Aggregate revenues of the country’s centrally-administered state-owned enterprises (SOEs) increased 11 percent year-on-year to 21.1 trillion yuan ($3.05 trillion) in the January-September period, according to the State-owned Assets Supervision and Administration Commission (SASAC).
The revenue growth remained above 10 percent in four months in a row, SASAC deputy secretary general Peng Huagang said at a press conference of the State Council Information Office on Monday.
Peng said the central SOEs also saw better profitability as their combined profits expanded 21.5 percent in the first nine months, posting revenue increases of more than 20 percent in five consecutive months.
The central SOEs handed more taxes and fees to the State, contributing over 1.7 trillion yuan in the first nine months, a year-on-year increase of 7.3 percent and the growth rate was 2.1 percentage points higher than that of the same period in the last year.

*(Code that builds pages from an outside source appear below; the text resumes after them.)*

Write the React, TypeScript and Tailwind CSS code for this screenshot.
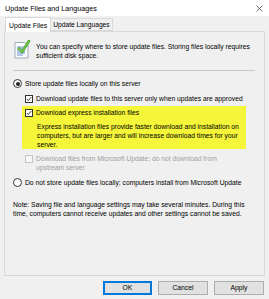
function DocIcon() {
  return (
    <svg width="18" height="20" viewBox="0 0 18 20">
      <path d="M2 3.5h10l3 3V19H2z" fill="#fbfcfd" stroke="#8a97a6" strokeWidth="0.8" />
      <path d="M4 8h8M4 10h8M4 12h8M4 14h8M4 16h6" stroke="#5a86c6" strokeWidth="0.9" />
      <path d="M6 9.5l3 3.5 7-11" fill="none" stroke="#3a9a2a" strokeWidth="2.6" strokeLinecap="round" strokeLinejoin="round" />
      <path d="M6 9.5l3 3.5 7-11" fill="none" stroke="#7fd34e" strokeWidth="1.2" strokeLinecap="round" strokeLinejoin="round" />
    </svg>
  );
}

function Check({ disabled = false }: { disabled?: boolean }) {
  return (
    <span
      className={`w-[8px] h-[8px] shrink-0 border flex items-center justify-center ${
        disabled ? "border-[#c4c4c4] bg-[#f7f7f7]" : "border-[#333] bg-white"
      }`}
    />
  );
}

function Checked() {
  return (
    <span className="w-[8px] h-[8px] shrink-0 border border-[#333] bg-white flex items-center justify-center">
      <svg width="6" height="6" viewBox="0 0 6 6">
        <path d="M0.8 3l1.5 1.6L5.3 1" fill="none" stroke="#222" strokeWidth="0.9" />
      </svg>
    </span>
  );
}

function Radio({ on }: { on?: boolean }) {
  return (
    <span className="w-[9px] h-[9px] shrink-0 rounded-full border border-[#333] bg-white flex items-center justify-center">
      {on && <span className="w-[4px] h-[4px] rounded-full bg-[#222]" />}
    </span>
  );
}

export default function App() {
  return (
    <div className="w-[269px] h-[299px] bg-[#f0f0f0] font-['Liberation_Sans',sans-serif] text-[6.75px] leading-[9px] text-black flex flex-col overflow-hidden">
      {/* Title bar */}
      <div className="h-[16px] bg-white flex items-center justify-between pl-[5px] pr-[6px] shrink-0">
        <span className="text-[7.2px]">Update Files and Languages</span>
        <svg width="7" height="7" viewBox="0 0 7 7">
          <path d="M0.5 0.5l6 6M6.5 0.5l-6 6" stroke="#333" strokeWidth="0.7" />
        </svg>
      </div>

      {/* Tabs */}
      <div className="flex items-end pl-[5px] h-[15px] shrink-0">
        <div className="relative z-10 -mb-px h-[15px] bg-white border border-b-0 border-[#d9d9d9] px-[3px] flex items-center text-[6.8px]">
          Update Files
        </div>
        <div className="h-[13px] border border-l-0 border-[#d9d9d9] px-[2px] flex items-center text-[6.7px] bg-[#f0f0f0]">
          Update Languages
        </div>
      </div>

      {/* Panel */}
      <div className="mx-[4px] h-[245px] border border-[#d9d9d9] bg-[#f0f0f0] shrink-0 flex flex-col pl-[8px] pr-[9px]">
        <div className="flex items-start gap-[5px] mt-[7px]">
          <DocIcon />
          <div className="mt-[3px]">
            You can specify where to store update files. Storing files locally requires
            <br />
            sufficient disk space.
          </div>
        </div>

        <div className="h-px bg-[#c8c8c8] mt-[10px]" />

        <div className="flex items-center gap-[3px] mt-[8px]">
          <Radio on />
          <span>Store update files locally on this server</span>
        </div>

        <div className="flex items-center gap-[3px] mt-[6px] ml-[12px]">
          <Checked />
          <span>Download update files to this server only when updates are approved</span>
        </div>

        <div className="mt-[3px] ml-[9px] mr-[9px] bg-[#f5f53a] pl-[3px] pt-[2px] pb-[0px]">
          <div className="flex items-center gap-[3px]">
            <Checked />
            <span>Download express installation files</span>
          </div>
          <div className="ml-[12px] mt-[5px]">
            Express installation files provide faster download and installation on
            <br />
            computers, but are larger and will increase download times for your
            <br />
            server.
          </div>
        </div>

        <div className="flex items-start gap-[3px] mt-[5px] ml-[12px] text-[#a0a0a0]">
          <span className="mt-[1px]">
            <Check disabled />
          </span>
          <span>
            Download files from Microsoft Update; do not download from
            <br />
            upstream server
          </span>
        </div>

        <div className="flex items-center gap-[3px] mt-[6px]">
          <Radio />
          <span>Do not store update files locally; computers install from Microsoft Update</span>
        </div>

        <div className="mt-[13px]">
          Note: Saving file and language settings may take several minutes. During this
          <br />
          time, computers cannot receive updates and other settings cannot be saved.
        </div>
      </div>

      {/* Buttons */}
      <div className="flex justify-end gap-[6px] pr-[5px] mt-[5px]">
        <button className="w-[49px] h-[14px] bg-[#e1e1e1] border-2 border-[#0078d7] text-[6.8px] leading-none">OK</button>
        <button className="w-[50px] h-[14px] bg-[#e1e1e1] border border-[#adadad] text-[6.8px] leading-none">Cancel</button>
        <button className="w-[50px] h-[14px] bg-[#e1e1e1] border border-[#adadad] text-[6.8px] leading-none">Apply</button>
      </div>
    </div>
  );
}
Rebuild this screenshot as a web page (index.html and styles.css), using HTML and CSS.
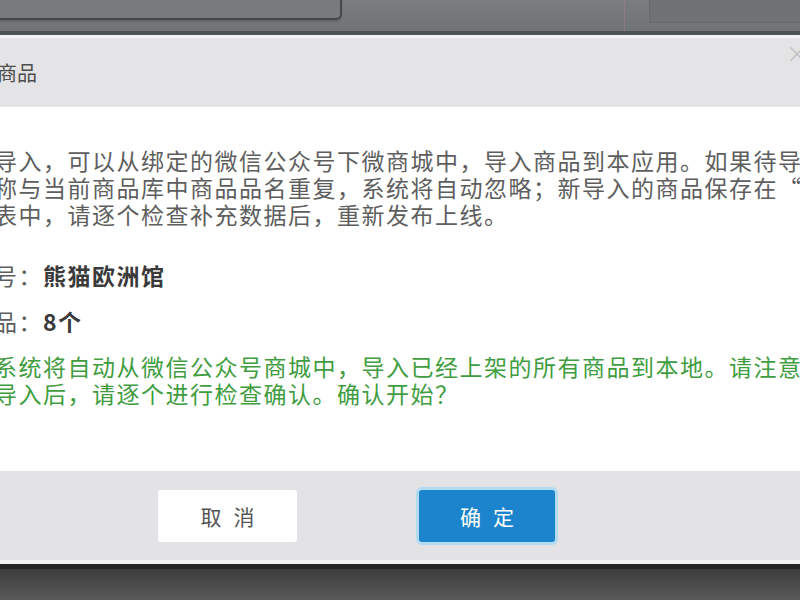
FILE: index.html
```html
<!DOCTYPE html>
<html lang="zh-CN">
<head>
<meta charset="utf-8">
<title>导入商品</title>
<link rel="stylesheet" href="styles.css">
</head>
<body>
<div class="backdrop-top">
  <div class="toolbar-btn"></div>
  <div class="toolbar-gap"></div>
  <div class="toolbar-right"></div>
</div>
<div class="dialog">
  <div class="dialog-header">
    <span class="title">商品</span>
    <span class="close">×</span>
  </div>
  <div class="dialog-body">
    <div class="para">
      <div class="line">导入，可以从绑定的微信公众号下微商城中，导入商品到本应用。如果待导入</div>
      <div class="line">称与当前商品库中商品品名重复，系统将自动忽略；新导入的商品保存在“</div>
      <div class="line">表中，请逐个检查补充数据后，重新发布上线。</div>
    </div>
    <div class="info info-first">号：<b>熊猫欧洲馆</b></div>
    <div class="info">品：<b>8个</b></div>
    <div class="notice">
      <div class="line">系统将自动从微信公众号商城中，导入已经上架的所有商品到本地。请注意</div>
      <div class="line">导入后，请逐个进行检查确认。确认开始？</div>
    </div>
  </div>
  <div class="dialog-footer">
    <button class="btn btn-cancel">取消</button>
    <button class="btn btn-ok">确定</button>
  </div>
</div>
<div class="backdrop-bottom"></div>
</body>
</html>
```
FILE: styles.css
```css
html, body {
  margin: 0;
  padding: 0;
}
body {
  width: 800px;
  height: 600px;
  overflow: hidden;
  background: #4a4a4a;
  font-family: "Noto Sans CJK SC", "Noto Sans", sans-serif;
  display: flex;
  flex-direction: column;
}
.backdrop-top {
  height: 31px;
  flex: none;
  background: linear-gradient(#7a7d80, #717477);
  display: flex;
  align-items: flex-start;
  overflow: hidden;
}
.toolbar-btn {
  width: 350px;
  height: 30px;
  margin-left: -12px;
  margin-top: -14px;
  border: 2px solid #45484b;
  border-radius: 6px;
  background: #787b7e;
  box-shadow: 0 2px 2px rgba(0,0,0,0.15);
  flex: none;
}
.toolbar-gap {
  flex: 1;
  border-right: 1px solid rgba(190,130,140,0.35);
  height: 31px;
  margin-right: 24px;
}
.toolbar-right {
  width: 150px;
  height: 22px;
  background: #6f7174;
  border-left: 1px solid #66686b;
  border-bottom: 1px solid #66686b;
  flex: none;
}
.dialog {
  flex: none;
  border-top: 4px solid #505356;
  display: flex;
  flex-direction: column;
}
.dialog-header {
  height: 69px;
  border-top: 3px solid #f3f3f4;
  background: #e4e4e6;
  display: flex;
  align-items: center;
  justify-content: space-between;
}
.title {
  margin-left: -3px;
  font-size: 20px;
  color: #4d4d4d;
}
.close {
  align-self: flex-start;
  margin-top: 2px;
  margin-right: -8px;
  font-size: 22px;
  color: #c4c4c4;
  line-height: 24px;
}
.dialog-body {
  height: 364px;
  background: #ffffff;
  padding-top: 40px;
  box-sizing: border-box;
  display: flex;
  flex-direction: column;
  overflow: hidden;
}
.line, .info {
  white-space: nowrap;
  margin-left: -6px;
  font-size: 23px;
  letter-spacing: 1.5px;
  line-height: 27px;
}
.para {
  color: #5e5e5e;
}
.info {
  color: #5e5e5e;
}
.info b {
  color: #3a3a3a;
  font-weight: 700;
}
.info-first {
  margin-top: 34px;
}
.info + .info {
  margin-top: 19px;
}
.notice {
  margin-top: 18px;
  color: #3f9d3f;
}
.dialog-footer {
  height: 89px;
  background: #e3e3e5;
  border-bottom: 4px solid #f4f4f4;
  display: flex;
  align-items: center;
  padding-left: 158px;
  gap: 122px;
}
.btn {
  font-family: "Noto Sans CJK SC", "Noto Sans", sans-serif;
  font-size: 21px;
  letter-spacing: 12px;
  padding: 0 0 0 12px;
  height: 52px;
  border: none;
  border-radius: 3px;
  cursor: pointer;
}
.btn-cancel {
  width: 139px;
  background: #ffffff;
  color: #555555;
  border-radius: 2px;
}
.btn-ok {
  width: 136px;
  background: #1b84cc;
  color: #ffffff;
  box-shadow: 0 0 0 3px #b3dcf4;
}
.backdrop-bottom {
  flex: 1;
  border-top: 5px solid #262626;
  background: linear-gradient(#3c3c3c, #5a5a5a);
}
```
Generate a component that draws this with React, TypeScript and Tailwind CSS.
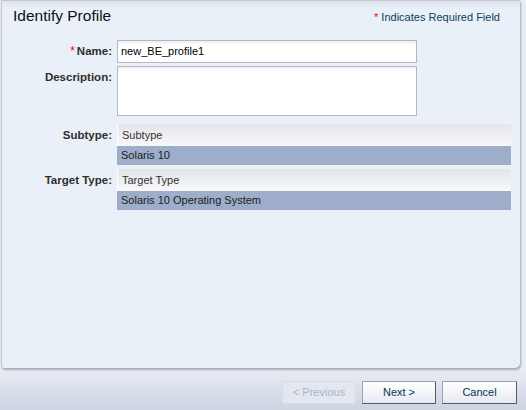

Meanwhile, a further drop of 66 percent in the debt-asset ratio was reported by the end of September, down by 0.5 percentage points from a year ago.
In the first three quarters, the central SOEs’ fixed-asset investment recorded 1.5 trillion yuan, a 2.7 percent rise year on year. Most of the investment went to areas such as major livelihood projects, green development, and science and technology.\
The SOEs production efficacy was improved. In the first nine months, the revenue generated per person rose by 12.5 year on year, the profit created per head went up 23.1 percent year on year and the overall labor productivity increased by 8.4 percent year on year.
Peng said the solid steps toward high-quality development of the SOEs had further infused confidence and resolution into the SASAC to cope with risks and better moved forward with reform and development of these companies.
Reform of state-owned enterprises was proved to be effective in recent years. So far, corporate reform has covered about 94 percent of China’s SOEs and the proportion of mixed-ownership enterprises under central SOEs rose to 68.9 percent in 2016.
Strategic restructuring was also solidly accelerated. Since the 18th National Congress of the Communist Party of China (CPC), restructuring of 38 SOEs was completed in 20 groups. The number of legal entities of SOEs was reduced by more than 10,000. In addition, 21.7 billion yuan of labor cost, and 18.8 billion yuan of management fees, were saved.
The target of the country’s SOEs reform and reshuffling was to turn these companies into independent entities that were absolutely self-managed, self-disciplined and able to assume full responsibility for their own profits and losses, Peng said.
Through the reform, the SOEs would share the same status with other types of companies in the use of production factors, in the market competition and in the protection of the law, he added.
In response to questions on the principle of competitive neutrality, Peng said that the government would remain neutral toward companies of all categories of ownership, and stood against the practice of setting up different sets of international rules based on a company’s ownership type or simply discriminating against State-owned companies.
Some media had claimed that SOEs are expanding through merging or acquiring private firms. Peng said it was imperative to know that on one hand, the state-owned companies were important and their roles were crucial, and on the other hand, the central government always encouraged and supported private companies to develop.
Besides, reform of mixed-ownership companies was a two-way road and a win-win strategy, Peng pointed out. Through encouraging private companies to take part in the reform of state-owned enterprises and supporting state-owned capital to invest in private companies, the mixed-ownership reform, based on equality and mutual benefit and the principle of making use of each other’s complementary advantages, would bring win-win results.
So far, 2/3 of the central SOEs’ subsidiary corporations were in mixed ownership. During the wide reforms of SOEs, 11,651 legal entities were shed and 2,618 of these entities were transferred to private ownership, said Peng.